Photographer, media artist and academic (born 1959)

Roshini Kempadoo (born Crawley, Sussex, England, 1959) is a British photographer, media artist, and academic. For more than 20 years she has been a lecturer and researcher in photography, digital media production, and cultural studies in a variety of educational institutions, and is currently a professor in Photography and Visual Culture at the University of Westminster.

Her photography has been concerned with women's issues and issues of representation, particularly of black people. In her research, multimedia, and photographic projects, which explore the visual representation of the Caribbean, she combines "factual and fictional re-imaginings of contemporary experiences with history and memory ...[and] her recent work as a digital image artist includes photographs and screen-based interactive art installations that fictionalize Caribbean archive material, objects, and spaces."

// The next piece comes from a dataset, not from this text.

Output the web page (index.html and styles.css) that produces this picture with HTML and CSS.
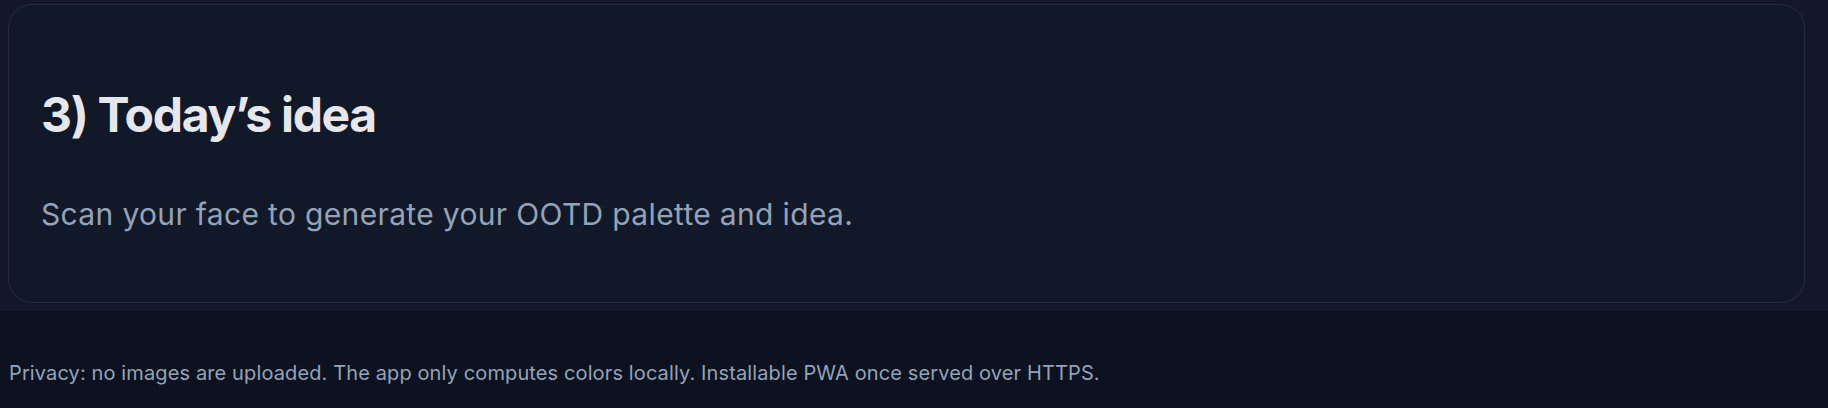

==Early life and education==
Roshini Kempadoo was born in Crawley, Sussex, England, having spent a decade of her childhood in the Caribbean, from where her family originates. As she describes her background, "You could say my parents were part of the 'Windrush Generation'. My father (Peter Kempadoo) arrived in London in the 1950s, but my family moved back and forth between the UK and the Caribbean. I was born in England and returned to the Caribbean as a child. I spent my formative years, between the ages of 11-18, in Jamaica and Guyana. I had the good fortune of knowing the Caribbean very well through my experiences growing up in Barbados, Trinidad, Jamaica and Guyana."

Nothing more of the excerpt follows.